__Request__: Transcribe the listing that follows in full, omitting pictures.

-- Begin Data provided --

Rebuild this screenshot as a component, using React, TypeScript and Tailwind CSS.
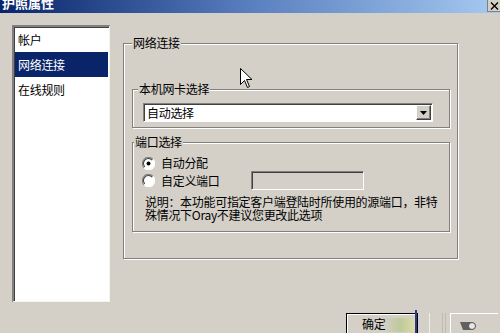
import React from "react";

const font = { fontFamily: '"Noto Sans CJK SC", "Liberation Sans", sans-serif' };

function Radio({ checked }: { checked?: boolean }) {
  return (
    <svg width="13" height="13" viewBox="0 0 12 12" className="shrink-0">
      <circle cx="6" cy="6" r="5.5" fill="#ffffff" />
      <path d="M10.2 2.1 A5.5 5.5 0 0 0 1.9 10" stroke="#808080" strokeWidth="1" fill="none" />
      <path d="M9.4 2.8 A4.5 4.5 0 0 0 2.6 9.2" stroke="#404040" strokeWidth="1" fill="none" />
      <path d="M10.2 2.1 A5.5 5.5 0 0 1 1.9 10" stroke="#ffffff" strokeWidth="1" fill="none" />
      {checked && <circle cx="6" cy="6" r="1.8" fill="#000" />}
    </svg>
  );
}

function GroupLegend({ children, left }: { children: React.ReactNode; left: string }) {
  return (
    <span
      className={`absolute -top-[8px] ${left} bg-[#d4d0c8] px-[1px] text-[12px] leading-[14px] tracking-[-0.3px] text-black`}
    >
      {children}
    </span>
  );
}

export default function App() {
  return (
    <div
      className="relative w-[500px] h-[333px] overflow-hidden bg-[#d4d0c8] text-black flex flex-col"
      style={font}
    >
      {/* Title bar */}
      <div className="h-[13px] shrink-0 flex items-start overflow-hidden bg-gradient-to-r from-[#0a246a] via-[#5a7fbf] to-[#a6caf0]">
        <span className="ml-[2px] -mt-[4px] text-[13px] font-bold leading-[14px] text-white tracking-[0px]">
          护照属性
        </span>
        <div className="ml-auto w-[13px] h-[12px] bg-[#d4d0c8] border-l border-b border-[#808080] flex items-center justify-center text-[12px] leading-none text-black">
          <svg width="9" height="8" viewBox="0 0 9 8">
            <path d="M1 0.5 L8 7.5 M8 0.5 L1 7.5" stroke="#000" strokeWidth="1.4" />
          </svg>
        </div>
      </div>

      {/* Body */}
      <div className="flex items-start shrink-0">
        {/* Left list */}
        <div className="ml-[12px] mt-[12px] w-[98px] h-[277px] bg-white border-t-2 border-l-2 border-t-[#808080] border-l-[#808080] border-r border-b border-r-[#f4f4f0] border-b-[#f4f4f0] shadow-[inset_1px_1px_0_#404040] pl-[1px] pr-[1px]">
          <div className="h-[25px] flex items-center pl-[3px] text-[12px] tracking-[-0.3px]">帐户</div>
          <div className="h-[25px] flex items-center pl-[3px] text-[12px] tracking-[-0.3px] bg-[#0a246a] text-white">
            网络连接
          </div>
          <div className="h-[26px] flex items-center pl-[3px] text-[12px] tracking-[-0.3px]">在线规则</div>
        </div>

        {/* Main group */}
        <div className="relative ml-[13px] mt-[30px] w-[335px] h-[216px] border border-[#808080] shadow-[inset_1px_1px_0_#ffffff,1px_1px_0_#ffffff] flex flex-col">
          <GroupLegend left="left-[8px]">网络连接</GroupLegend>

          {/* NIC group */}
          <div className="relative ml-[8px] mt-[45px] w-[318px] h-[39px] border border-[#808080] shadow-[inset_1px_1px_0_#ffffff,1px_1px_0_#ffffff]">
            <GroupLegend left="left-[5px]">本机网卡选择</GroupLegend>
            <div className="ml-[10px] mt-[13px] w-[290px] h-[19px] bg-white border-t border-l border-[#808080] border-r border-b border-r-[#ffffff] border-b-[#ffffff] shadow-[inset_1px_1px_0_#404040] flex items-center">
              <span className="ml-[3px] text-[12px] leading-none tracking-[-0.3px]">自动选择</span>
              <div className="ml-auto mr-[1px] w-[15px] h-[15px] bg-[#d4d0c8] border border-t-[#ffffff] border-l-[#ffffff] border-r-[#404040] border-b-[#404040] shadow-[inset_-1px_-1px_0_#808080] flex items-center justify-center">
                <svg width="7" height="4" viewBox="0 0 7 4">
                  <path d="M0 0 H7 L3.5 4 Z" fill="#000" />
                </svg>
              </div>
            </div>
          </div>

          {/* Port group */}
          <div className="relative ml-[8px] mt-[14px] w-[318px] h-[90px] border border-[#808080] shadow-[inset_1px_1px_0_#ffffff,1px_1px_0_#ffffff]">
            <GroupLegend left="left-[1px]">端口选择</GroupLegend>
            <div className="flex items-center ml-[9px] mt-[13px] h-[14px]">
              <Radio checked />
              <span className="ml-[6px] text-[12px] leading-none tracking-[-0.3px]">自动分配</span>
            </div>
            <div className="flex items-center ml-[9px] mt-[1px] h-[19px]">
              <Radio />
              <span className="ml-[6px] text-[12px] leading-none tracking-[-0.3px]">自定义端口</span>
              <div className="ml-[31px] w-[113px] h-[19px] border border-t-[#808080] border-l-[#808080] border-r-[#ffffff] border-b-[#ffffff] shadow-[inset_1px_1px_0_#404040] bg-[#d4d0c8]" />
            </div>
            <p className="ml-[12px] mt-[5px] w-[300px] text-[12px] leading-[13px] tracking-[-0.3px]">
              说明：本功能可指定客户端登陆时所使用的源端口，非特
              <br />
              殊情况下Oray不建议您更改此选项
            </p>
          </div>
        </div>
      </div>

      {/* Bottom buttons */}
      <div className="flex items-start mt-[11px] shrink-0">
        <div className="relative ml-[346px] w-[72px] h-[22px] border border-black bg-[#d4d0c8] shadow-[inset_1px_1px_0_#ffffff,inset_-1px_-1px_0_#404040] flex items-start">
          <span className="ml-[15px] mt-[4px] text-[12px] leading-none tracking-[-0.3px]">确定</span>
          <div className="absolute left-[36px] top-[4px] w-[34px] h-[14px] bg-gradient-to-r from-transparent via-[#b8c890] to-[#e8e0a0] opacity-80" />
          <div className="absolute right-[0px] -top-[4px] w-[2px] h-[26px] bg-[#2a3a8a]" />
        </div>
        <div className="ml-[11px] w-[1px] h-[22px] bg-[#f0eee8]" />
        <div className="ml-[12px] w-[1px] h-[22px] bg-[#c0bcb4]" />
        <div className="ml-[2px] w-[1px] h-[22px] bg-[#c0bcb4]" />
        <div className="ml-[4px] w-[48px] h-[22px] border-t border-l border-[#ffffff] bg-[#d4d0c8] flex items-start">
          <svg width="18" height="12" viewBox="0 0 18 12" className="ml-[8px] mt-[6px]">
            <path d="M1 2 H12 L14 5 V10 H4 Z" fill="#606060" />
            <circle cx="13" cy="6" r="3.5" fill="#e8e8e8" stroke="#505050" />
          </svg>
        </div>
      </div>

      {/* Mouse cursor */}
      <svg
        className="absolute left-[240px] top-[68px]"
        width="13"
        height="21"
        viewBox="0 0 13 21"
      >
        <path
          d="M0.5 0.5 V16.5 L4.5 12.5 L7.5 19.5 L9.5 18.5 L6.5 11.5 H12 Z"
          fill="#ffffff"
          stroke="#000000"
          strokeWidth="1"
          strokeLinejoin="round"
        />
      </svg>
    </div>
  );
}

-- End Data provided --

__Written solution__:
Rebuild this screenshot as a component, using React, TypeScript and Tailwind CSS.
import React from "react";

const font = { fontFamily: '"Noto Sans CJK SC", "Liberation Sans", sans-serif' };

function Radio({ checked }: { checked?: boolean }) {
  return (
    <svg width="13" height="13" viewBox="0 0 12 12" className="shrink-0">
      <circle cx="6" cy="6" r="5.5" fill="#ffffff" />
      <path d="M10.2 2.1 A5.5 5.5 0 0 0 1.9 10" stroke="#808080" strokeWidth="1" fill="none" />
      <path d="M9.4 2.8 A4.5 4.5 0 0 0 2.6 9.2" stroke="#404040" strokeWidth="1" fill="none" />
      <path d="M10.2 2.1 A5.5 5.5 0 0 1 1.9 10" stroke="#ffffff" strokeWidth="1" fill="none" />
      {checked && <circle cx="6" cy="6" r="1.8" fill="#000" />}
    </svg>
  );
}

function GroupLegend({ children, left }: { children: React.ReactNode; left: string }) {
  return (
    <span
      className={`absolute -top-[8px] ${left} bg-[#d4d0c8] px-[1px] text-[12px] leading-[14px] tracking-[-0.3px] text-black`}
    >
      {children}
    </span>
  );
}

export default function App() {
  return (
    <div
      className="relative w-[500px] h-[333px] overflow-hidden bg-[#d4d0c8] text-black flex flex-col"
      style={font}
    >
      {/* Title bar */}
      <div className="h-[13px] shrink-0 flex items-start overflow-hidden bg-gradient-to-r from-[#0a246a] via-[#5a7fbf] to-[#a6caf0]">
        <span className="ml-[2px] -mt-[4px] text-[13px] font-bold leading-[14px] text-white tracking-[0px]">
          护照属性
        </span>
        <div className="ml-auto w-[13px] h-[12px] bg-[#d4d0c8] border-l border-b border-[#808080] flex items-center justify-center text-[12px] leading-none text-black">
          <svg width="9" height="8" viewBox="0 0 9 8">
            <path d="M1 0.5 L8 7.5 M8 0.5 L1 7.5" stroke="#000" strokeWidth="1.4" />
          </svg>
        </div>
      </div>

      {/* Body */}
      <div className="flex items-start shrink-0">
        {/* Left list */}
        <div className="ml-[12px] mt-[12px] w-[98px] h-[277px] bg-white border-t-2 border-l-2 border-t-[#808080] border-l-[#808080] border-r border-b border-r-[#f4f4f0] border-b-[#f4f4f0] shadow-[inset_1px_1px_0_#404040] pl-[1px] pr-[1px]">
          <div className="h-[25px] flex items-center pl-[3px] text-[12px] tracking-[-0.3px]">帐户</div>
          <div className="h-[25px] flex items-center pl-[3px] text-[12px] tracking-[-0.3px] bg-[#0a246a] text-white">
            网络连接
          </div>
          <div className="h-[26px] flex items-center pl-[3px] text-[12px] tracking-[-0.3px]">在线规则</div>
        </div>

        {/* Main group */}
        <div className="relative ml-[13px] mt-[30px] w-[335px] h-[216px] border border-[#808080] shadow-[inset_1px_1px_0_#ffffff,1px_1px_0_#ffffff] flex flex-col">
          <GroupLegend left="left-[8px]">网络连接</GroupLegend>

          {/* NIC group */}
          <div className="relative ml-[8px] mt-[45px] w-[318px] h-[39px] border border-[#808080] shadow-[inset_1px_1px_0_#ffffff,1px_1px_0_#ffffff]">
            <GroupLegend left="left-[5px]">本机网卡选择</GroupLegend>
            <div className="ml-[10px] mt-[13px] w-[290px] h-[19px] bg-white border-t border-l border-[#808080] border-r border-b border-r-[#ffffff] border-b-[#ffffff] shadow-[inset_1px_1px_0_#404040] flex items-center">
              <span className="ml-[3px] text-[12px] leading-none tracking-[-0.3px]">自动选择</span>
              <div className="ml-auto mr-[1px] w-[15px] h-[15px] bg-[#d4d0c8] border border-t-[#ffffff] border-l-[#ffffff] border-r-[#404040] border-b-[#404040] shadow-[inset_-1px_-1px_0_#808080] flex items-center justify-center">
                <svg width="7" height="4" viewBox="0 0 7 4">
                  <path d="M0 0 H7 L3.5 4 Z" fill="#000" />
                </svg>
              </div>
            </div>
          </div>

          {/* Port group */}
          <div className="relative ml-[8px] mt-[14px] w-[318px] h-[90px] border border-[#808080] shadow-[inset_1px_1px_0_#ffffff,1px_1px_0_#ffffff]">
            <GroupLegend left="left-[1px]">端口选择</GroupLegend>
            <div className="flex items-center ml-[9px] mt-[13px] h-[14px]">
              <Radio checked />
              <span className="ml-[6px] text-[12px] leading-none tracking-[-0.3px]">自动分配</span>
            </div>
            <div className="flex items-center ml-[9px] mt-[1px] h-[19px]">
              <Radio />
              <span className="ml-[6px] text-[12px] leading-none tracking-[-0.3px]">自定义端口</span>
              <div className="ml-[31px] w-[113px] h-[19px] border border-t-[#808080] border-l-[#808080] border-r-[#ffffff] border-b-[#ffffff] shadow-[inset_1px_1px_0_#404040] bg-[#d4d0c8]" />
            </div>
            <p className="ml-[12px] mt-[5px] w-[300px] text-[12px] leading-[13px] tracking-[-0.3px]">
              说明：本功能可指定客户端登陆时所使用的源端口，非特
              <br />
              殊情况下Oray不建议您更改此选项
            </p>
          </div>
        </div>
      </div>

      {/* Bottom buttons */}
      <div className="flex items-start mt-[11px] shrink-0">
        <div className="relative ml-[346px] w-[72px] h-[22px] border border-black bg-[#d4d0c8] shadow-[inset_1px_1px_0_#ffffff,inset_-1px_-1px_0_#404040] flex items-start">
          <span className="ml-[15px] mt-[4px] text-[12px] leading-none tracking-[-0.3px]">确定</span>
          <div className="absolute left-[36px] top-[4px] w-[34px] h-[14px] bg-gradient-to-r from-transparent via-[#b8c890] to-[#e8e0a0] opacity-80" />
          <div className="absolute right-[0px] -top-[4px] w-[2px] h-[26px] bg-[#2a3a8a]" />
        </div>
        <div className="ml-[11px] w-[1px] h-[22px] bg-[#f0eee8]" />
        <div className="ml-[12px] w-[1px] h-[22px] bg-[#c0bcb4]" />
        <div className="ml-[2px] w-[1px] h-[22px] bg-[#c0bcb4]" />
        <div className="ml-[4px] w-[48px] h-[22px] border-t border-l border-[#ffffff] bg-[#d4d0c8] flex items-start">
          <svg width="18" height="12" viewBox="0 0 18 12" className="ml-[8px] mt-[6px]">
            <path d="M1 2 H12 L14 5 V10 H4 Z" fill="#606060" />
            <circle cx="13" cy="6" r="3.5" fill="#e8e8e8" stroke="#505050" />
          </svg>
        </div>
      </div>

      {/* Mouse cursor */}
      <svg
        className="absolute left-[240px] top-[68px]"
        width="13"
        height="21"
        viewBox="0 0 13 21"
      >
        <path
          d="M0.5 0.5 V16.5 L4.5 12.5 L7.5 19.5 L9.5 18.5 L6.5 11.5 H12 Z"
          fill="#ffffff"
          stroke="#000000"
          strokeWidth="1"
          strokeLinejoin="round"
        />
      </svg>
    </div>
  );
}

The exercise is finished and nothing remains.